ご依頼の経緯
S様(30代・男性)は、大学時代に双極性障害を発症し、以降長期間にわたり通院を続けてこられました。病状が特に悪化した時期には大学を休学し、復学しても単位取得が思うように進まず、同級生よりも卒業が遅れました。卒業後も定職に就くことはできず、アルバイトを短期間で転々とするような不安定な就労が続いていました。ご本人いわく、ストレスへの耐性が極端に低く、職場の環境に適応できずにすぐに体調を崩してしまうとのことでした。
そのような中、「遡って障害年金を請求できる可能性があると知り、自分も対象になるか不安だけれど相談してみたい」とのお気持ちで、当事務所へご連絡をくださいました。
担当社労士のコメント
今回のケースで特に重要だったのは、障害認定日と現在の両時点における生活状況と支援状況を、審査機関に対して的確に伝えることでした。S様の場合、認定日時点では大学在学中でしたが、休学期間中でした。一般的に、「在学中=就学できている」と見られがちですが、実際には病状が悪化して通学すら困難な時期だったのです。
私たちは遡及請求が認められる可能性があると判断し、大学時代の休学状況や留年の経緯、卒業までにかかった年数、さらには復学時の支援状況などを詳細にヒアリング。また、卒業後も定職に就くことができず、短期間のアルバイトを繰り返していたという事実も、ストレス耐性の低さや労働能力の不安定さを裏付ける情報として丁寧に整理しました。
加えて、S様は現在、婚約者と同居しており、日常生活の多くを彼女の支援に依存して生活していました。自立した生活ができていない状態であり、その点も医師への報告書や病歴・就労状況等申立書の中で明確にしました。

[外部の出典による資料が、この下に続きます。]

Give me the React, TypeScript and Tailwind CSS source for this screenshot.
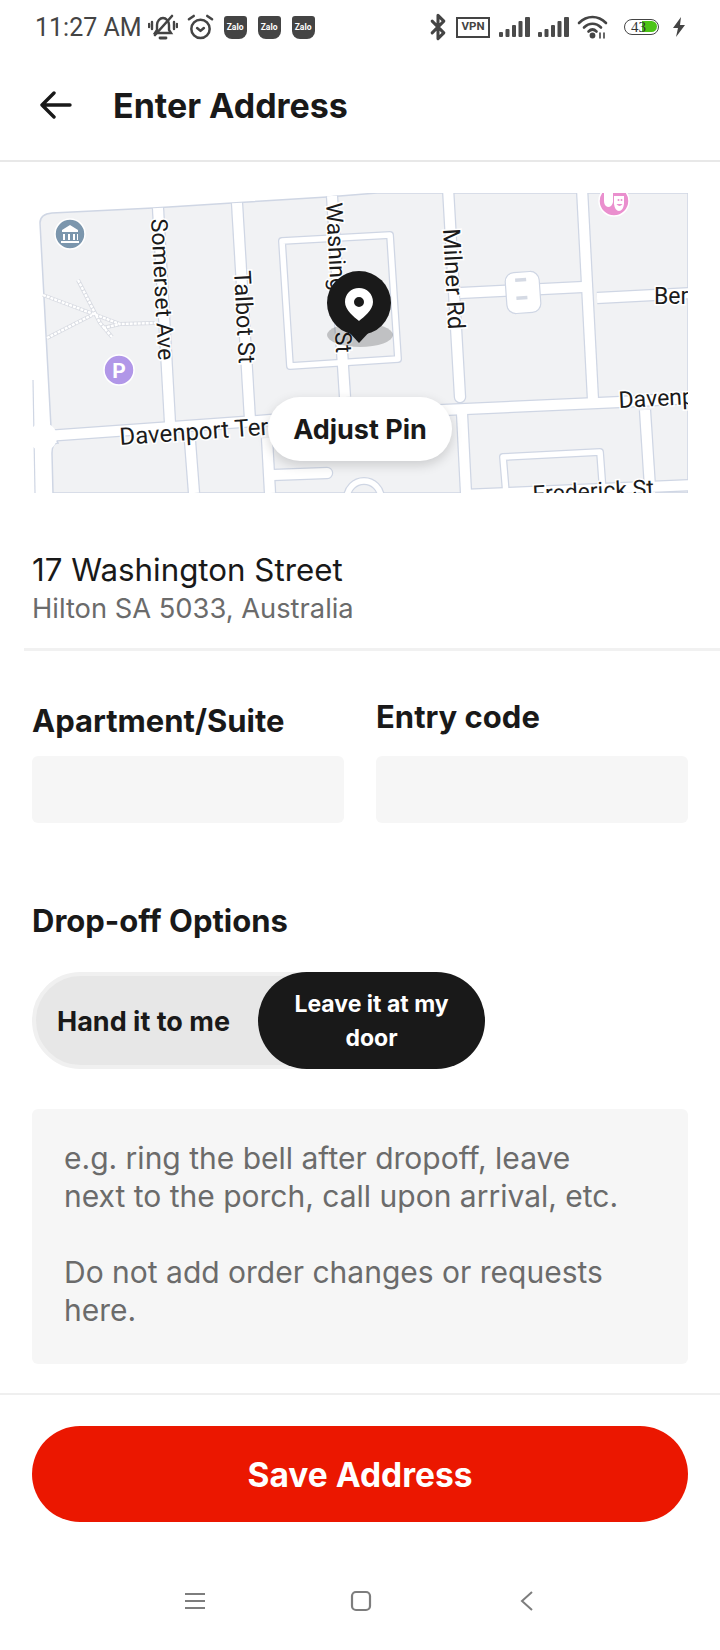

結果として、障害基礎年金2級が認定され、約270万円の遡及支給も認められました。
お客様からのメッセージ
「過去の状況を整理したり、医師に伝えるべきことをまとめるのは、自分ではとても無理だったと思います。生活に対する不安が少し軽くなり、婚約者にも感謝の気持ちを伝えられそうです。誠にありがとうございました。」
※プライバシー保護のため、一部内容を変更・加工して掲載しています。